ショーン・レノンはヨーコ・オノの音楽仲間のひとりである。『ライジング』から6年を経たこのアルバムでもショーンはイイギターを聴かせてくれる。「マルベリー」は昔ジョン(ギター)とヨーコ(ヴォーカル)でやった曲で、そのときの録音はCDの『「未完成」作品第2番 ライフ・ウィズ・ザ・ライオンズ』にボーナス・トラックとして入っている。今回はそれをショーンとヨーコでやっている。このアルバム全体が戦争と人間をテーマにしているが、「マルベリー」は第2次大戦中に疎開先で腹をすかせた弟のために何か食料を、と桑の実を探して野山をさまようヨーコの心を描いたものだという。
愛と平和という言葉が闘争に支えられているならば、夢はどのような色彩を持つのか。大量殺人の夢、爆撃の夢、いかなるヴィジョンにせよ夢は持たれてしまう。それぞれの夢と夢とが闘争の種子となる。勝ち取るのではない。戦いは長い。勝利も敗北ももはや無縁となる地平が出現するほど長い戦いの中で、それでも平和を想像し創造することのできる者に幸あれと祈る。戦争は産業である。感傷は邪魔である。耳が無限の大宇宙に向けて立っているヨーコ・オノの無意識は9月11日のニューヨークをはるか以前にとらえていた。それを思い知らされるこのアルバムは薄墨色の未来へのささやかで冷徹な夢の束。
(「アックス」Vol.24/2001年12月31日発行)
書き下ろし解説
ローレン・マザケイン・コナーズの回は心にどんよりと動かしがたい悲しみと怒りによって書いたものである。殺人をこれほど身近に感じていた時期は、それ以前も以後もない。今後あるかもしれないが、この時はやるせないというよりは、心が前に進まない日々が続いていた。自分の至近距離で事故ではなく、因果による意志を持って行われた殺人と出会った。風景が変わる。変えられた。俺の周囲の多くの人がいくつもの変化にさらされた。子供を育てるということは子供を守るということだ。それを以前よりも強く意識させられた。

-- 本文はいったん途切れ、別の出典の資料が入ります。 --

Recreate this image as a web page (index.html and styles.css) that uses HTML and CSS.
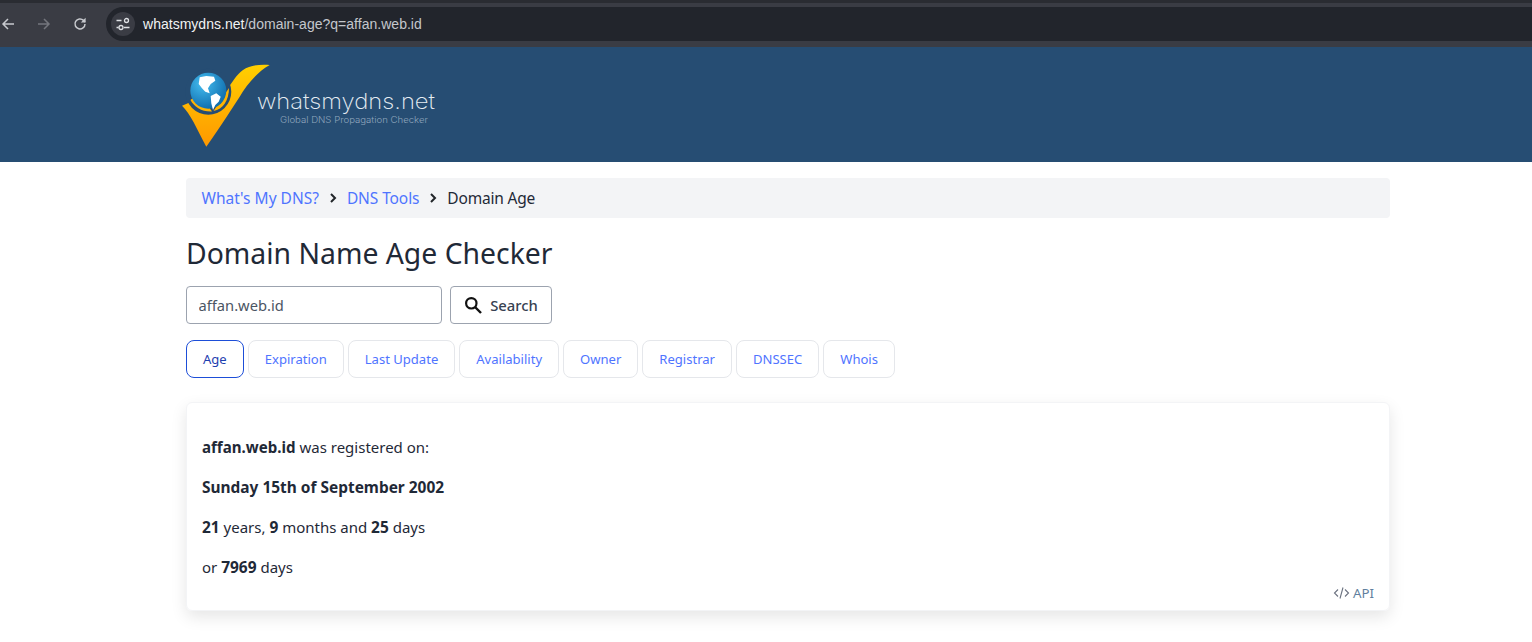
FILE: index.html
```html
<!DOCTYPE html>
<html lang="en">
<head>
<meta charset="utf-8">
<title>Domain Name Age Checker</title>
<link rel="stylesheet" href="styles.css">
</head>
<body>
<div class="chrome">
  <div class="chrome-top"></div>
  <div class="toolbar">
    <svg class="nav-icon back" width="16" height="16" viewBox="0 0 16 16"><path d="M14 8H3M8 3 3 8l5 5" fill="none" stroke="#c7c9ce" stroke-width="1.5"/></svg>
    <svg class="nav-icon fwd" width="16" height="16" viewBox="0 0 16 16"><path d="M2 8h11M8 3l5 5-5 5" fill="none" stroke="#74767d" stroke-width="1.5"/></svg>
    <svg class="nav-icon reload" width="16" height="16" viewBox="0 0 16 16"><path d="M13 8a5 5 0 1 1-1.5-3.6L13 6" fill="none" stroke="#c7c9ce" stroke-width="1.5"/><path d="M13.6 1.8v4.8H8.8z" fill="#c7c9ce"/></svg>
    <div class="omnibox">
      <span class="site-info">
        <svg width="16" height="14" viewBox="0 0 16 14"><path d="M1.5 3.500h5M9 10.500h5.500M1.500 10.500h2" fill="none" stroke="#dfe1e5" stroke-width="1.500"/><circle cx="11.500" cy="3.500" r="2" fill="none" stroke="#dfe1e5" stroke-width="1.300"/><circle cx="6" cy="10.500" r="2" fill="none" stroke="#dfe1e5" stroke-width="1.300"/></svg>
      </span>
      <span class="url"><span class="url-host">whatsmydns.net</span>/domain-age?q=affan.web.id</span>
    </div>
  </div>
</div>

<header class="site-header">
  <svg class="logo" width="262" height="92" viewBox="0 0 262 92">
    <defs>
      <linearGradient id="check" x1="0" y1="0" x2="0" y2="1"><stop offset="0" stop-color="#ffd000"/><stop offset="1" stop-color="#ff9800"/></linearGradient>
      <radialGradient id="globe" cx=".35" cy=".3" r=".8"><stop offset="0" stop-color="#45bdf0"/><stop offset="1" stop-color="#0a66a8"/></radialGradient>
    </defs>
    <path d="M87.700 2C80 1 68 2 61 7C54 12 50 20 46 25L30 35L9.300 38.700L0 42.700C8 50 15 66 24.300 83.700C34 70 46 52 57.700 33.700C64 23 75 9 87.700 2Z" fill="url(#check)"/>
    <circle cx="26.300" cy="28.700" r="23" fill="#264d73"/>
    <path d="M8.500 37C13 33 19 36 24 40L30 48.500C20 49 12 44 8.500 37Z" fill="#ffb300"/>
    <path d="M31.500 48C41 46.500 47 37 47 25L40 35Z" fill="#ffb300"/>
    <circle cx="26.300" cy="27.700" r="18" fill="url(#globe)"/>
    <path d="M17.700 14.300L24.300 13L32 13.700L33.300 17.700L28.700 21L26 25.300L27.700 30.300L23.300 28.700L20 25.300L16.700 21Z" fill="#fff"/>
    <path d="M28.700 33L34.300 30.300L38.700 33.700L36.700 38.700L33.300 42L31 47L29.300 40.300Z" fill="#fff"/>
    <text class="logo-name" x="75" y="45.500" textLength="178" lengthAdjust="spacingAndGlyphs">whatsmydns.net</text>
    <text class="logo-tag" x="98" y="60" textLength="148" lengthAdjust="spacingAndGlyphs">Global DNS Propagation Checker</text>
  </svg>
</header>

<main class="page">
  <nav class="breadcrumb">
    <a href="#">What's My DNS?</a>
    <svg class="chev" width="10" height="12" viewBox="0 0 10 12"><path d="M3 2l4 4-4 4" fill="none" stroke="#212529" stroke-width="2"/></svg>
    <a class="crumb-tools" href="#">DNS Tools</a>
    <svg class="chev" width="10" height="12" viewBox="0 0 10 12"><path d="M3 2l4 4-4 4" fill="none" stroke="#212529" stroke-width="2"/></svg>
    <span class="crumb-current">Domain Age</span>
  </nav>

  <h1 class="title">Domain Name Age Checker</h1>

  <form class="search">
    <input class="search-input" type="text" value="affan.web.id">
    <button class="search-btn" type="button">
      <svg width="18" height="18" viewBox="0 0 18 18"><circle cx="7.300" cy="7.300" r="5.200" fill="none" stroke="#111" stroke-width="2.200"/><path d="M11 11l6 6" stroke="#111" stroke-width="2.400" fill="none"/></svg>
      Search
    </button>
  </form>

  <div class="tabs">
    <a class="tab active" href="#">Age</a>
    <a class="tab" href="#">Expiration</a>
    <a class="tab" href="#">Last Update</a>
    <a class="tab" href="#">Availability</a>
    <a class="tab" href="#">Owner</a>
    <a class="tab" href="#">Registrar</a>
    <a class="tab" href="#">DNSSEC</a>
    <a class="tab" href="#">Whois</a>
  </div>

  <section class="card">
    <p><b class="domain">affan.web.id</b> was registered on:</p>
    <p><b>Sunday 15th of September 2002</b></p>
    <p><b>21</b> years, <b>9</b> months and <b>25</b> days</p>
    <p>or <b>7969</b> days</p>
    <a class="api" href="#"><svg width="17" height="14" viewBox="0 0 17 14"><path d="M5 3.500 1.500 7 5 10.500M12 3.500 15.500 7 12 10.500M10 1.500 7 12.500" fill="none" stroke="#6b7280" stroke-width="1.100"/></svg>API</a>
  </section>
</main>
</body>
</html>
```
FILE: styles.css
```css
* { box-sizing: border-box; }
html, body { margin: 0; padding: 0; }
body {
  background: #fff;
  color: #1f2937;
  font-family: "Noto Sans", "Open Sans", sans-serif;
  font-size: 15px;
  overflow: hidden;
  height: 642px;
}
.chrome { height: 47px; background: #3a3c44; }
.chrome-top { height: 3px; background: #2a2c32; }
.toolbar { display: flex; align-items: center; height: 41px; }
.nav-icon { flex: none; }
.fwd { margin-left: 20px; }
.reload { margin-left: 20px; }
.omnibox {
  flex: 1;
  display: flex;
  align-items: center;
  height: 34px;
  margin-left: 18px;
  border-radius: 17px 0 0 17px;
  background: #22252c;
  padding-left: 5px;
}
.site-info {
  width: 24px; height: 24px;
  border-radius: 50%;
  background: #3a3c44;
  display: flex; align-items: center; justify-content: center;
}
.url {
  margin-left: 8px;
  font-family: "Liberation Sans", sans-serif;
  font-size: 14px;
  letter-spacing: .02px;
  color: #c4c7cc;
}
.url-host { color: #f1f3f4; }

.site-header { height: 115px; background: #264d73; padding: 16px 0 0 182px; }
.logo { display: block; }
.logo-name { font-family: "Inter", sans-serif; font-weight: 200; font-size: 22px; fill: #e6edf3; }
.logo-tag { font-family: "Inter", sans-serif; font-weight: 300; font-size: 9px; fill: #8fa6bd; }

.page { width: 1204px; margin-left: 186px; padding-top: 16px; }
.breadcrumb {
  display: flex;
  align-items: center;
  height: 40px;
  padding: 0 16px 0 15.500px;
  gap: 9px;
  background: #f3f4f6;
  border-radius: 4px;
  font-size: 15.500px;
}
.breadcrumb a { color: #4f74ff; text-decoration: none; }
.crumb-tools { letter-spacing: -.1px; }
.crumb-current { letter-spacing: -.2px; }
.title { margin: 17px 0 0; font-size: 28.350px; line-height: 36px; font-weight: 400; color: #1f2937; }
.search { display: flex; gap: 8px; margin-top: 15px; }
.search-input {
  width: 256px; height: 38px;
  padding: 0 12px 0 11.500px;
  border: 1px solid #9ca3af;
  border-radius: 4px;
  font: inherit;
  font-size: 14.700px;
  color: #4b5563;
}
.search-btn {
  display: flex; align-items: center; justify-content: center;
  gap: 8px;
  width: 102px; height: 38px;
  padding: 0;
  background: #fff;
  border: 1px solid #9ca3af;
  border-radius: 4px;
  font: inherit;
  font-size: 14.800px;
  font-weight: 500;
  color: #374151;
}
.tabs { display: flex; gap: 4px; margin-top: 16px; }
.tab {
  display: flex; align-items: center;
  height: 38px;
  padding: 0 16px;
  border: 1px solid #e5e7eb;
  border-radius: 8px;
  font-size: 13.050px;
  color: #4f74ff;
  text-decoration: none;
}
.tab.active { border-color: #1d4ed8; color: #1e40af; }
.card {
  position: relative;
  height: 209px;
  margin-top: 24px;
  padding: 24px 15px 0;
  border: 1px solid #f3f4f6;
  border-radius: 6px;
  box-shadow: 0 6px 16px rgba(0,0,0,.1);
}
.card p { margin: 0; height: 40px; line-height: 40px; font-size: 15px; color: #1f2937; }
.card p b { font-weight: 700; font-size: 15.450px; }
.card p b.domain { font-size: 15.100px; }
.api {
  position: absolute;
  right: 15px; bottom: 8px;
  display: flex; align-items: center; gap: 3px;
  font-size: 13.300px;
  color: #5f7f9e;
  text-decoration: none;
}
```
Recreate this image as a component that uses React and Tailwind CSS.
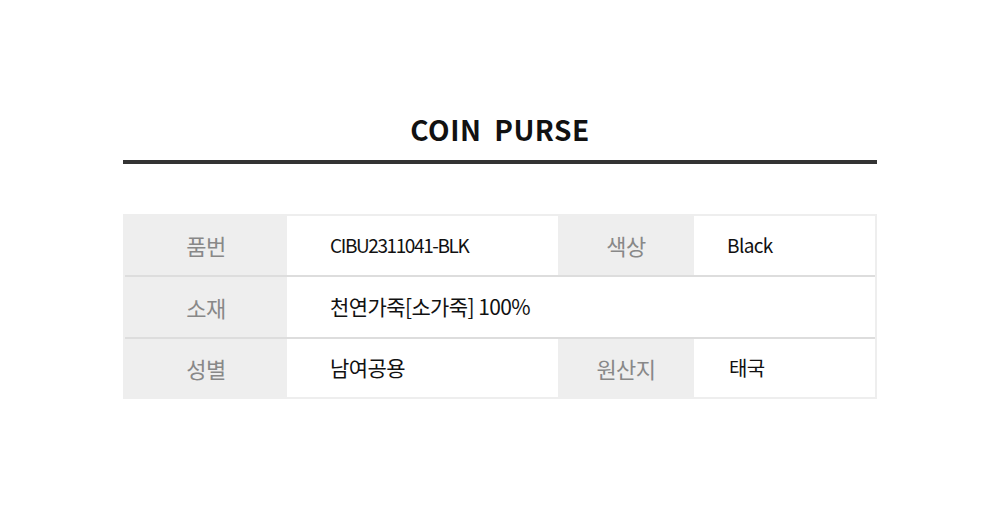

それまでがゆるかったとは思わないが。いや、ゆるさに甘んじではいなかったか、と無理矢理問われたのだ。だからといって規律を新しく作って新しい反省の下に新しい正しさを求める気にはなれない。外からの規律ではなく、自覚だと思った。
20数年が経ってもそれは変わらない。音楽は規律を解くものだ。音楽は人を縛るものではない。技術を高めようと努力することが、規律をもって人を定めることになっては苦しみが増すだけだと思う。努力は各々が勝手にするものだ。その事件と遭遇したことでそれ以前よりもさらに、流行歌の歌詞が虚しく感じられるようになった。さらりと歌われる歌詞を求めるようになった。一人称で心情を説明している歌がどんどん嫌いになっていった。そういうとき、音は正直に直接身に響いていた。歌は意味ではなく音そのものであればいいのに、と思うこともよくあった。目的や意義、理由や価値を音楽に求めるなんてつまらないことだ。感応があればいい。言葉にするためには、障害がある。それを乗り越える努力はいくつかしてきたし、今も少しはしている。音楽を聴くことがときどき勉強になってしまうのはそのためなのです。